Ia-me esquecendo: a outra conclusão a tirar, e igualmente científica, é que Fafe já não é deste mundo.
Sobreviventes do fim do mundo (a falácia)
Gosto destes filmes da moda que contam o fim do mundo, os diversos
modelos de fim do mundo, e a luta heróica dos sobreviventes. Catástrofes
de proporções apocalípticas, cenários dantescos, a estrada da morte, a cinza, a escuridão, a asfixia, o nada, o-drama-a-tragédia-o-horror. O planeta desaparece e, no seu regenerador
desaparecimento, traz à tona os melhores dos melhores de todos nós,
americanos por certo. O pai-herói, a mãe-coragem, o bebé-milagre, o
Sepúlveda-Taberneiro, de quem ninguém sabia há mais de quarenta anos,
desde que pôs os cornos à mulher no Sabugal e fugiu com a espanhola.
Para a América. Dão bons títulos nos jornais.

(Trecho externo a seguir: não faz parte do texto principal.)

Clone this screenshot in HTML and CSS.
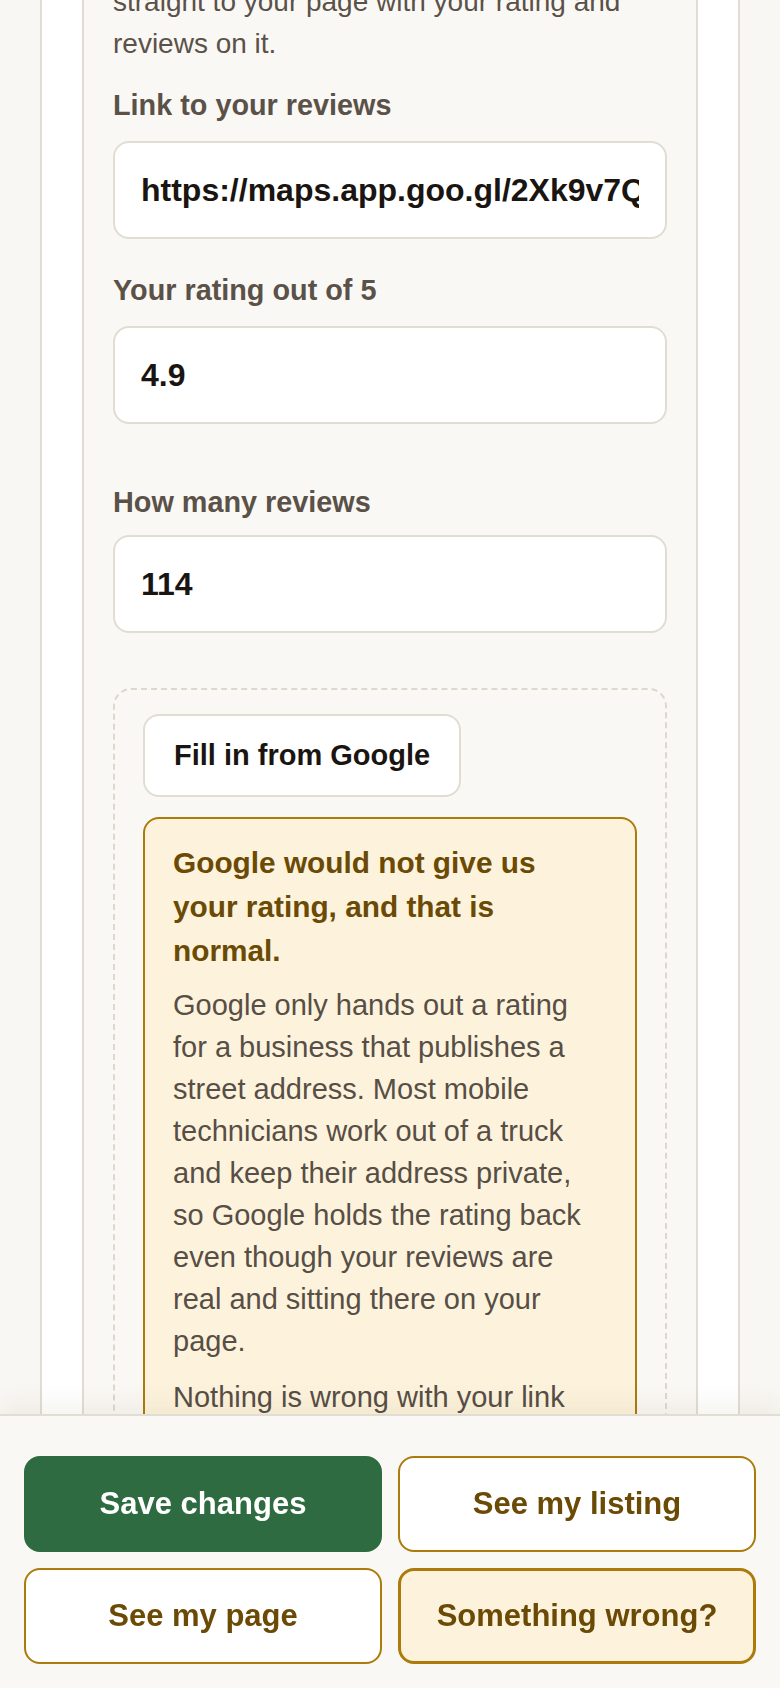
FILE: index.html
```html
<!DOCTYPE html>
<html lang="en">
<head>
<meta charset="utf-8">
<title>Your reviews</title>
<link rel="stylesheet" href="styles.css">
</head>
<body>
<div class="page">
  <div class="outer-card">
    <section class="inner-card">
      <p class="hint">Tapping your stars takes a new customer straight to your page with your rating and reviews on it.</p>

      <div class="field">
        <label class="label" for="link">Link to your reviews</label>
        <input class="input" id="link" type="text" value="https://maps.app.goo.gl/2Xk9v7QpLm3sR8Tq">
      </div>

      <div class="field field-gap">
        <label class="label" for="rating">Your rating out of 5</label>
        <input class="input" id="rating" type="text" value="4.9">
      </div>

      <div class="field field-count">
        <label class="label" for="count">How many reviews</label>
        <input class="input" id="count" type="text" value="114">
      </div>

      <div class="google-box">
        <button class="fill-btn" type="button">Fill in from Google</button>
        <div class="callout">
          <h3 class="callout-title">Google would not give us your rating, and that is normal.</h3>
          <p class="callout-text">Google only hands out a rating for a business that publishes a street address. Most mobile technicians work out of a truck and keep their address private, so Google holds the rating back even though your reviews are real and sitting there on your page.</p>
          <p class="callout-text">Nothing is wrong with your link itself. Type your rating and how many reviews you have into the boxes above, and we will show them on your page.</p>
        </div>
      </div>
    </section>
  </div>
</div>

<div class="action-bar">
  <button class="btn btn-primary" type="button">Save changes</button>
  <button class="btn btn-outline" type="button">See my listing</button>
  <button class="btn btn-outline" type="button">See my page</button>
  <button class="btn btn-warn" type="button">Something wrong?</button>
</div>
</body>
</html>
```

FILE: styles.css
```css
* {
  box-sizing: border-box;
}

html, body {
  margin: 0;
  padding: 0;
}

body {
  background: #f9f7f3;
  font-family: "Liberation Sans", Arial, Helvetica, sans-serif;
  color: #574e46;
}

.page {
  padding: 0 40px 320px;
  margin-top: -140px;
}

.outer-card {
  background: #ffffff;
  border: 2px solid #e2ddd3;
  border-radius: 18px;
  padding: 40px 40px 40px;
}

.inner-card {
  background: #faf8f4;
  border: 2px solid #e2ddd3;
  border-radius: 16px;
  padding: 35px 29px 40px;
}

.hint {
  margin: 0;
  font-size: 28px;
  line-height: 42px;
  color: #5a5149;
}

.field {
  margin-top: 22px;
}

.field + .field {
  margin-top: 33px;
}

.field-gap {
  margin-bottom: 60px;
}

.label {
  display: block;
  font-size: 28.8px;
  line-height: 37px;
  font-weight: 700;
  color: #5a5149;
  margin-bottom: 17px;
}

.field-count .label {
  margin-bottom: 14px;
}

.input {
  display: block;
  width: 100%;
  height: 98px;
  border: 2px solid #e2ddd3;
  border-radius: 16px;
  background: #ffffff;
  padding: 0 26px;
  font-family: "Liberation Sans", Arial, Helvetica, sans-serif;
  font-size: 32px;
  font-weight: 700;
  color: #1a1510;
  outline: none;
}

.google-box {
  margin-top: 55px;
  border: 2px dashed #ddd8ce;
  border-radius: 18px;
  padding: 24px 28px 40px;
}

.fill-btn {
  display: block;
  background: #ffffff;
  border: 2px solid #e2ddd3;
  border-radius: 16px;
  padding: 0 29px;
  height: 83px;
  font-family: "Liberation Sans", Arial, Helvetica, sans-serif;
  font-size: 29px;
  font-weight: 700;
  color: #1a1510;
}

.callout {
  margin-top: 20px;
  background: #fdf3dc;
  border: 2px solid #ab7b0c;
  border-radius: 16px;
  padding: 22px 28px 30px;
}

.callout-title {
  margin: 0;
  font-size: 29.8px;
  line-height: 44px;
  font-weight: 700;
  color: #6b4a05;
}

.callout-text {
  margin: 11px 0 0;
  font-size: 29px;
  line-height: 42px;
  color: #574e46;
}

.callout-text + .callout-text {
  margin-top: 14px;
}

.action-bar {
  position: fixed;
  left: 0;
  right: 0;
  bottom: 0;
  height: 274px;
  background: #faf8f4;
  border-top: 2px solid #e2ddd4;
  box-shadow: 0 -10px 24px rgba(60, 45, 20, 0.06);
  padding: 40px 24px 24px;
  display: grid;
  grid-template-columns: 1fr 1fr;
  grid-auto-rows: 96px;
  column-gap: 16px;
  row-gap: 16px;
}

.btn {
  border-radius: 16px;
  font-family: "Liberation Sans", Arial, Helvetica, sans-serif;
  font-size: 31px;
  font-weight: 700;
  padding: 0 12px;
  height: 96px;
}

.btn-primary {
  background: #2f6b40;
  border: 2px solid #2f6b40;
  color: #ffffff;
}

.btn-outline {
  background: #ffffff;
  border: 2px solid #ab7b0c;
  color: #6b4a05;
}

.btn-warn {
  background: #fdf3dc;
  border: 3px solid #ab7b0c;
  color: #6b4a05;
}
```
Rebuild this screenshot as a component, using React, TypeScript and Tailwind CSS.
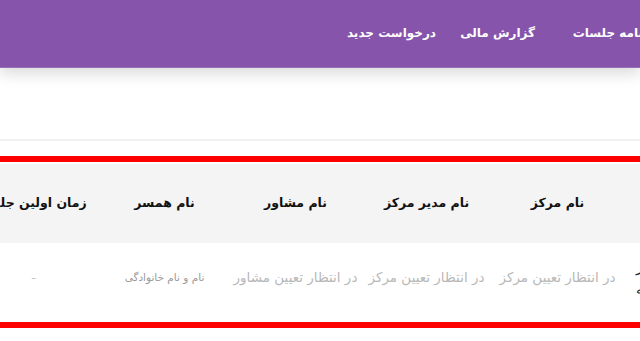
import React from 'react';

const navItems = [
  { label: 'برنامه جلسات', w: 'w-[88px]' },
  { label: 'گزارش مالی', w: 'w-[67px]' },
  { label: 'درخواست جدید', w: 'w-[88px]' },
];

const headers = ['نام زوج', 'نام مرکز', 'نام مدیر مرکز', 'نام مشاور', 'نام همسر', 'زمان اولین جلسه', 'وضعیت'];

const App: React.FC = () => {
  return (
    <div
      dir="rtl"
      className="w-[640px] h-[341px] overflow-hidden bg-white font-['DejaVu_Sans',sans-serif]"
    >
      {/* Top nav */}
      <header className="relative z-10 h-[68px] bg-[#8654ab] border-b border-[#9770b6] shadow-[0_6px_14px_rgba(0,0,0,0.14)] flex items-center overflow-hidden">
        <nav className="flex items-center gap-[32px] mr-[-15px] -mt-[2px]">
          {navItems.map((item) => (
            <a
              key={item.label}
              className={`${item.w} shrink-0 whitespace-nowrap text-[12px] font-bold text-white text-right`}
            >
              {item.label}
            </a>
          ))}
        </nav>
      </header>

      {/* Toolbar area */}
      <div className="h-[71px]" />
      <div className="h-[2px] bg-[#f1f1f1]" />
      <div className="h-[15px]" />

      {/* Table */}
      <div className="border-y-[6px] border-[#ff0000] pt-[2px] overflow-hidden">
        <div className="w-max mr-[-114px]">
          <div className="grid grid-cols-[repeat(7,131px)] h-[79px] bg-[#f4f4f4] items-center">
            {headers.map((h) => (
              <div key={h} className="text-center text-[12.5px] font-bold text-[#111] whitespace-nowrap">
                {h}
              </div>
            ))}
          </div>
          <div className="grid grid-cols-[repeat(7,131px)] h-[79px] items-center">
            <div className="text-left pl-[13px] text-[14px] leading-[22px] text-[#222] -mt-[10px]">
              <div>علی پرویز</div>
              <div>فاطمه</div>
            </div>
            <div className="text-center text-[13.5px] text-[#b8b8b8] whitespace-nowrap -mt-[10px]">در انتظار تعیین مرکز</div>
            <div className="text-center text-[13.5px] text-[#b8b8b8] whitespace-nowrap -mt-[10px]">در انتظار تعیین مرکز</div>
            <div className="text-center text-[13.5px] text-[#b8b8b8] whitespace-nowrap -mt-[10px]">در انتظار تعیین مشاور</div>
            <div className="text-center text-[10.5px] text-[#9a9a9a] whitespace-nowrap -mt-[10px]">نام و نام خانوادگی</div>
            <div className="text-center text-[13px] text-[#c4c4c4] -mt-[10px]">-</div>
            <div className="text-center text-[13px] text-[#c4c4c4] -mt-[10px]">-</div>
          </div>
        </div>
      </div>
    </div>
  );
};

export default App;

Estes filmes fazem-me acreditar na redenção da humanidade. Os
sobreviventes são a esperança num futuro melhor. Espera... - mas qual
futuro e quais sobreviventes? Se o mundo acabou, como é que há
sobreviventes?...
P.S. - Textos publicados originalmente entre Outubro de 2012 e Abril de 2020. Daí os "anacrónicos" abraços e duas ou três pequenas adaptações necessárias.